The tenant who first rented it took off her shoes to walk on the new rug and Peters said she cried saying, “I can walk around in this apartment barefoot.” The others places she looked at had stained and dirty rugs, he said.

Peters’ property manager allowed reporters into the apartment. The rooms seemingly had been ransacked, with clothes tossed on the floor and furniture upended. A smoke alarm chirped, signaling the battery needed to be changed. The holder for one smoke alarm was attached to a wall in a bedroom, but the device was not attached. A third alarm was located at the top of the stairs. The city condemned the apartment on Wednesday for not having working smoke detectors.

Peters acknowledged he’s an out-of-town landlord, but his property manager from Scranton responds to calls and checks on the building. He also admitted that he probably was duped by the second woman to whom he rented the place in March. He said she allowed others into the apartment that police raided Wednesday morning; police allegedly removed crack cocaine, $28,000 in cash, a digital scale and packaging materials.

One of the men arrested, Patrick Miller, 25, listed the apartment as one of his addresses, but he was not on the lease, Peters said.

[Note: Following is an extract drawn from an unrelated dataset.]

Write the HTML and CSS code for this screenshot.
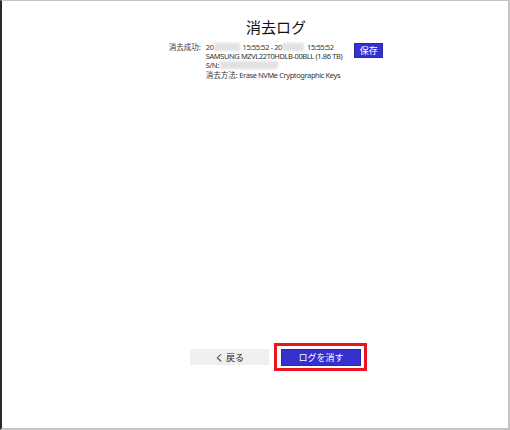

That’s no excuse countered the mayor.

Leighton introduced the ordinance in August as a get-tough response to the rise of violent crime that he tied to rental properties. The ordinance sets a one-strike limit for gun and drug charges, holding landlords and tenants responsible for what happens at the properties.

“I want our residents, our good residents, to know that we’re cracking down on the landlords that are bringing filth and dirt and crime into our city,” Leighton said of the first enforcement of the ordinance.

“We’re going to hit ‘em. We’re going to hit these landlords that don’t care about the city of Wilkes-Barre,” the mayor said.

But Peters said he’s done everything by the book to get the property licensed and inspected. He asked what’s he supposed to do short of harassing the tenants by sitting outside the apartment with binoculars.

“This is coming down to me trying to police the tenant,” he said.

If the city knew of a problem with the apartment, it should have notified him to address it, Peters said.

He added that he’s spoken to a few lawyers. He’s planning to challenge the closing by going before the newly created Housing Board of Appeals.

Peters has that right, but the evidence is “overwhelming in the city’s favor,” Leighton said.

As for legal challenges to the ordinance, the mayor welcomed them. “We’re very confident that this ordinance will hold up at any court level, ” he said, “and again, I think as illegal activity takes place in rental units or owner-occupied units we’re going to continue to shut ‘em down.”